Street Sweeping



Brian Gourlay

Biggar, Lanarkshire, Scotland

Thank you to Brian Gourlay, Biggar, Lanarkshire, Scotland, who remembers the old street sweepers in Edinburgh.

Brian  wrote:


"Fifty or more years ago, before politically correct council staff invented titles like ‘hygiene consultants or technicians’ for street cleaners, the cleanliness of Edinburgh’s streets was in the very capable hands of ‘scaffies’ – the city’s formidable road sweepers."


"Scaffies were well armed with a broom and a large shovel and pushed a cart with a couple of containers with flip-top lids to put the rubbish in.  In my time the carts or barrows had evolved to spoked-wheels with pneumatic tyres. I’m not sure which depot the scaffies operated from but, presumably, they had to push their barrows some distance across the city."


A Scaffy’s broom (I don’t know its correct name) was a work of art. It seemed to be made of a long pole with a tightly- bound collection of some type of twigs on the end – very much like a witch’s broomstick. I’ve watched scaffies cut and tailor their brooms until they got it exactly the right shape and flexibility to suit their style of sweeping.

Sweeping isn’t really the right word – scaffies had a deft way of stroking, shoving, dragging and flicking dirt, rubbish, leaves and fag-ends, often with a quick flick of the wrist, until the pile was ready to go on the shovel – held securely by the broom-head then dumped in the cart.

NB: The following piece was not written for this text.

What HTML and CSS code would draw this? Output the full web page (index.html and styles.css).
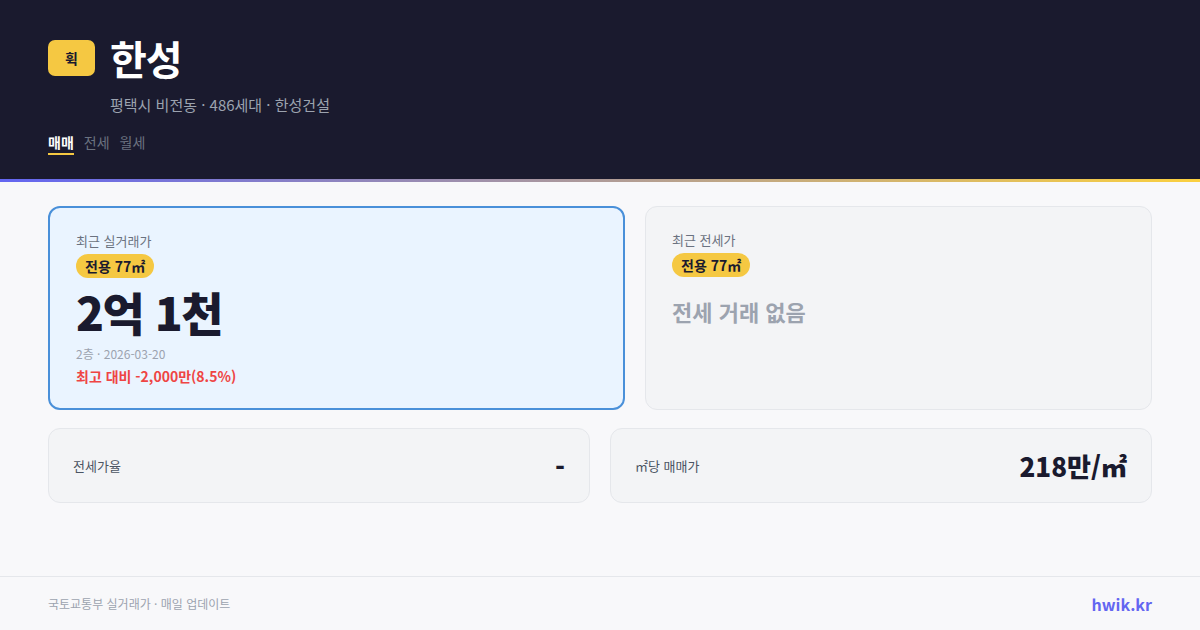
FILE: index.html
```html
<!DOCTYPE html>
<html lang="ko">
<head>
<meta charset="utf-8">
<link rel="stylesheet" href="styles.css">
</head>
<body>
<div class="page">
  <header class="hero">
    <div class="title-row">
      <div class="logo">휙</div>
      <h1 class="title">한성</h1>
    </div>
    <div class="sub">평택시 비전동 · 486세대 · 한성건설</div>
    <nav class="tabs">
      <span class="tab active">매매</span>
      <span class="tab">전세</span>
      <span class="tab">월세</span>
    </nav>
  </header>
  <div class="accent"></div>
  <main class="main">
    <div class="top-grid">
      <section class="card card-primary">
        <div class="card-label">최근 실거래가</div>
        <span class="pill">전용 77㎡</span>
        <div class="price">2억 1천</div>
        <div class="meta">2층 · 2026-03-20</div>
        <div class="diff">최고 대비 -2,000만(8.5%)</div>
      </section>
      <section class="card card-muted">
        <div class="card-label">최근 전세가</div>
        <span class="pill">전용 77㎡</span>
        <div class="empty">전세 거래 없음</div>
      </section>
    </div>
    <div class="bottom-grid">
      <div class="stat">
        <span class="stat-label">전세가율</span>
        <span class="stat-value">-</span>
      </div>
      <div class="stat">
        <span class="stat-label">㎡당 매매가</span>
        <span class="stat-value">218만/㎡</span>
      </div>
    </div>
  </main>
  <footer class="footer">
    <span class="src">국토교통부 실거래가 · 매일 업데이트</span>
    <span class="brand">hwik.kr</span>
  </footer>
</div>
</body>
</html>
```

FILE: styles.css
```css
* { box-sizing: border-box; margin: 0; padding: 0; }
html, body { width: 1200px; height: 630px; overflow: hidden; }
body {
  font-family: "Noto Sans CJK KR", "Noto Sans", sans-serif;
  background: #f8f8fa;
  color: #1a1a2e;
}
.page { display: flex; flex-direction: column; height: 630px; }
.hero {
  background: #1a1a2e;
  height: 179px;
  padding: 38px 48px 0;
}
.title-row { display: flex; align-items: center; gap: 15px; }
.logo {
  width: 47px; height: 36px;
  background: #f5c842;
  border-radius: 7px;
  display: flex; align-items: center; justify-content: center;
  font-size: 14px; font-weight: 700; color: #1a1a2e;
}
.title {
  font-size: 40px; font-weight: 700; color: #ffffff;
  line-height: 40px;
  letter-spacing: -1px;
}
.sub {
  margin-top: 16px;
  padding-left: 62px;
  font-size: 15px; color: #9ca3af;
  line-height: 22px;
}
.tabs { display: flex; gap: 10px; margin-top: 16px; }
.tab {
  font-size: 14px; color: #6b7280;
  line-height: 20px; padding-bottom: 1px;
  border-bottom: 2px solid transparent;
}
.tab.active { color: #ffffff; font-weight: 700; border-bottom-color: #f5c842; }
.accent {
  height: 3px;
  background: linear-gradient(90deg, #6366f1, #fbd03f);
}
.main { flex: 1; padding: 24px 48px 0; }
.top-grid {
  display: grid;
  grid-template-columns: 577fr 507fr;
  gap: 20px;
}
.card {
  height: 204px;
  border-radius: 12px;
}
.card-primary { background: #eaf4ff; border: 2px solid #4a90d9; padding: 23px 26px; }
.card-muted { background: #f3f4f6; border: 1px solid #e5e7eb; padding: 23px 26px; }
.card-label { font-size: 13px; color: #6b7280; line-height: 20px; }
.pill {
  display: inline-block;
  margin-top: 3px;
  background: #f5c842;
  color: #1a1a2e;
  font-size: 14px; font-weight: 700;
  line-height: 24px;
  padding: 0 9px;
  border-radius: 12px;
}
.price {
  font-size: 46px; font-weight: 800; line-height: 60px;
  letter-spacing: -1.5px;
  margin-top: 3px;
}
.meta { font-size: 12px; color: #9ca3af; line-height: 18px; margin-top: 4px; }
.diff { font-size: 14px; color: #ef4444; font-weight: 600; line-height: 22px; margin-top: 2px; }
.empty { font-size: 22px; font-weight: 700; color: #9ca3af; margin-top: 18px; line-height: 32px; }
.bottom-grid {
  display: grid;
  grid-template-columns: 1fr 1fr;
  gap: 20px;
  margin-top: 18px;
}
.stat {
  height: 75px;
  background: #f3f4f6;
  border: 1px solid #e5e7eb;
  border-radius: 12px;
  display: flex; align-items: center; justify-content: space-between;
  padding: 0 24px;
}
.stat-label { font-size: 13px; color: #4b5563; }
.stat-value { font-size: 26px; font-weight: 800; color: #1a1a2e; }
.footer {
  height: 54px;
  border-top: 1px solid #e5e7eb;
  display: flex; align-items: center; justify-content: space-between;
  padding: 0 48px;
}
.src { font-size: 12px; color: #9ca3af; }
.brand { font-size: 16px; font-weight: 700; color: #6366f1; }
```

It might be my imagination, but I think Edinburgh’s streets were probably cleaner when the scaffies were around – partly because they got into all the nooks and crannies a machine can’t – and partly because you were living dangerously if you dropped litter in sight of a scaffy."


Peter – somewhere in your archives you may have a photo of a ‘scaffy’ – or know where to get one – probably the Evening News. I’m sure many of your followers will have very fond memories of Edinburgh’s scaffies.

I’m not sure the word Scaffy came from – it seems a bit too obvious to be scavenger."

Brian Gourlay, Biggar, Lanarkshire, Scotland:  August 14, 2007



Peter Stubbs



Unfortunately, I don't have any of my own photos of Edinburgh scaffies.  Perhaps somebody else will find one and send it to me to be added to the site.

Incidentally, the 'Scottish Slang Dictionary' on the First Foot web site says that scaffy is derived from scavenger.

-  Peter Stubbs:  August 16, 2007



George T Smith

British Columbia

Thank you to George T Smith, British Columbia, who wrote:


"I recollect 'scaffies' as wearing a double breasted grey uniform tunic with silver buttons.

Somehow or other, this image is from a memory of such a person outside a black and white shop behind St Patrick's Square  - some sort of predecessor of Wal-Mart or ASDA near the Mc Ewan Hall.

As far as I recollect they had a barrow painted grey, nothing too complex, just a sort of cover flap over the detritus."

George T Smith, Nanaimo, Vancouver Island, British Columbia, Canada:  August 17, 2007




Thank you to Margaret who wrote:

Broom and Cart

"My father, now dead, was one of those Edinburgh Scaffies whose beat was the Royal Mile and Abbeyhill and Easter Road.

He used to make his own broom,. He had a cart which he pushed around .  It had two areas with flip-up lids. He loved his job and was well known character in central Edinburgh."

Military Tattoo

"Every year he was at the Tattoo cleaning up after animals and the large amount of rubbish under the benches.  One year he was caught in the spotlight and was given a loud cheer by the audience."

The Queen

"He was awarded the Queens Silver Jubilee Medal in 1977 and had his photo taken by The Edinburgh Evening News.

He told me he always got a wave from the Queen Mother when she was in Edinburgh."